BIT en ligne: Qu'a fait l'OIT au cours des cinq dernières années pour étendre la protection sociale dans la région?

Michael Cichon: Une assistance technique visant à étendre la couverture de sécurité sociale a été fournie à des pays tels que l'Argentine, le Costa Rica, le Chili, le Nicaragua, le Paraguay, le Pérou et l'Uruguay. Nous avons aussi mené des études sur la situation du travail et de la protection sociale et analysé les données de manière à ce que les gouvernements et les autres autorités puissent promouvoir une réforme institutionnelle et étendre la couverture de sécurité sociale sur la base du dialogue social.

BIT en ligne: Quel a été l'impact de ces activités de coopération technique et de ces études?

Michael Cichon: Les activités susmentionnées ont mené à des réformes dans plusieurs pays. En Argentine, les prestations de sécurité sociale ont été étendues aux groupes affectés par la crise économique (2001-02) et couvrent la vieillesse, le handicap, l'invalidité, les accidents du travail et le chômage. Au Pérou, l'OIT soutient la préparation d'un projet pour renforcer l'Institution de l'assurance maladie, pour étendre la couverture aux groupes de population non protégés et pour améliorer la gestion du système. Au Costa Rica, un accord tripartite a été conclu pour assurer la pérennité du système de retraites dans les années à venir.

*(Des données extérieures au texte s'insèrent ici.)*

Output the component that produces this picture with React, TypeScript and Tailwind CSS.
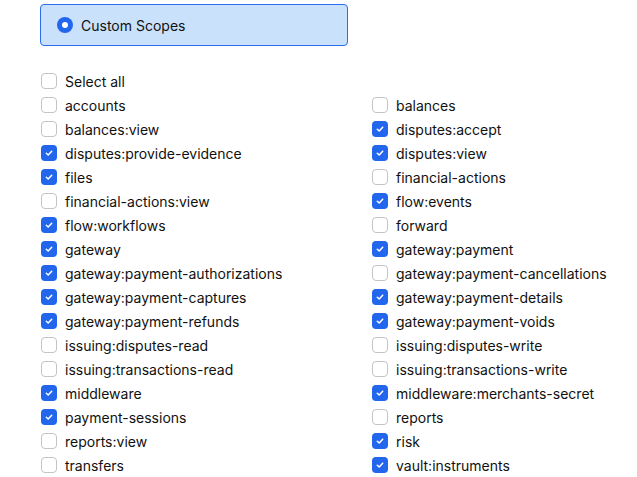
import React from "react";

const left: [string, boolean][] = [
  ["accounts", false],
  ["balances:view", false],
  ["disputes:provide-evidence", true],
  ["files", true],
  ["financial-actions:view", false],
  ["flow:workflows", true],
  ["gateway", true],
  ["gateway:payment-authorizations", true],
  ["gateway:payment-captures", true],
  ["gateway:payment-refunds", true],
  ["issuing:disputes-read", false],
  ["issuing:transactions-read", false],
  ["middleware", true],
  ["payment-sessions", true],
  ["reports:view", false],
  ["transfers", false],
];
const right: [string, boolean][] = [
  ["balances", false],
  ["disputes:accept", true],
  ["disputes:view", true],
  ["financial-actions", false],
  ["flow:events", true],
  ["forward", false],
  ["gateway:payment", true],
  ["gateway:payment-cancellations", false],
  ["gateway:payment-details", true],
  ["gateway:payment-voids", true],
  ["issuing:disputes-write", false],
  ["issuing:transactions-write", false],
  ["middleware:merchants-secret", true],
  ["reports", false],
  ["risk", true],
  ["vault:instruments", true],
];

function Box({ checked }: { checked: boolean }) {
  return checked ? (
    <span className="flex h-4 w-4 shrink-0 items-center justify-center rounded-[4px] bg-[#2266ee]">
      <svg width="10" height="10" viewBox="0 0 10 10" fill="none">
        <path d="M2.3 5.2 L4.2 7 L7.7 3.2" stroke="white" strokeWidth="1.5" strokeLinecap="round" strokeLinejoin="round" />
      </svg>
    </span>
  ) : (
    <span className="h-4 w-4 shrink-0 rounded-[4px] border border-[#c4c4c4] bg-white" />
  );
}

function Item({ label, checked }: { label: string; checked: boolean }) {
  return (
    <div className="flex h-6 items-center gap-2">
      <Box checked={checked} />
      <span className="text-[14px] text-[#111111]">{label}</span>
    </div>
  );
}

export default function App() {
  return (
    <div className="h-[477px] w-[637px] bg-white pl-[41px] pt-1" style={{ fontFamily: "Inter, 'Noto Sans', sans-serif" }}>
      <div className="-ml-px flex h-[42px] w-[308px] items-center gap-2 rounded-[4px] border border-[#2c6cf0] bg-[#c9e1fb] pl-[16px]">
        <span className="flex h-4 w-4 items-center justify-center rounded-full bg-[#2266ee]">
          <span className="h-[6px] w-[6px] rounded-full bg-white" />
        </span>
        <span className="text-[14px] text-[#111111]">Custom Scopes</span>
      </div>
      <div className="mt-[23px]">
        <Item label="Select all" checked={false} />
        <div className="grid grid-cols-[331px_1fr]">
          <div className="flex flex-col">
            {left.map(([l, c]) => (
              <Item key={l} label={l} checked={c} />
            ))}
          </div>
          <div className="flex flex-col">
            {right.map(([l, c]) => (
              <Item key={l} label={l} checked={c} />
            ))}
          </div>
        </div>
      </div>
    </div>
  );
}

Des progrès ont également été enregistrés dans l'extension de la couverture de sécurité sociale à des groupes qui sont traditionnellement exclus ou marginalisés. Au Honduras, avec un fort accent mis sur le dialogue social, de nouvelles méthodes, novatrices, ont été trouvées pour assurer les travailleurs agricoles, les domestiques, les travailleurs à domicile, les travailleurs indépendants, les membres de coopératives, etc. Au Paraguay, la couverture sociale a été étendue avec succès aux domestiques, et au Chili un dialogue intense et un vaste débat se sont tenus sur l'extension de la protection sociale aux travailleurs indépendants. Au Brésil, le gouvernement étend l'assurance chômage aux travailleurs rescapés du travail forcé et de l'esclavage ... pour ne citer que quelques exemples. L'OIT continuera à apporter son appui pour contribuer à étendre, moderniser et renforcer les systèmes existants et développer de nouveaux systèmes de protection sociale.


Note 1 - Travail décent dans les Amériques: Agenda de l'hémisphère 2006-2015, Rapport du Directeur général, 16e Réunion régionale des Amériques, Brasilia, mai 2006.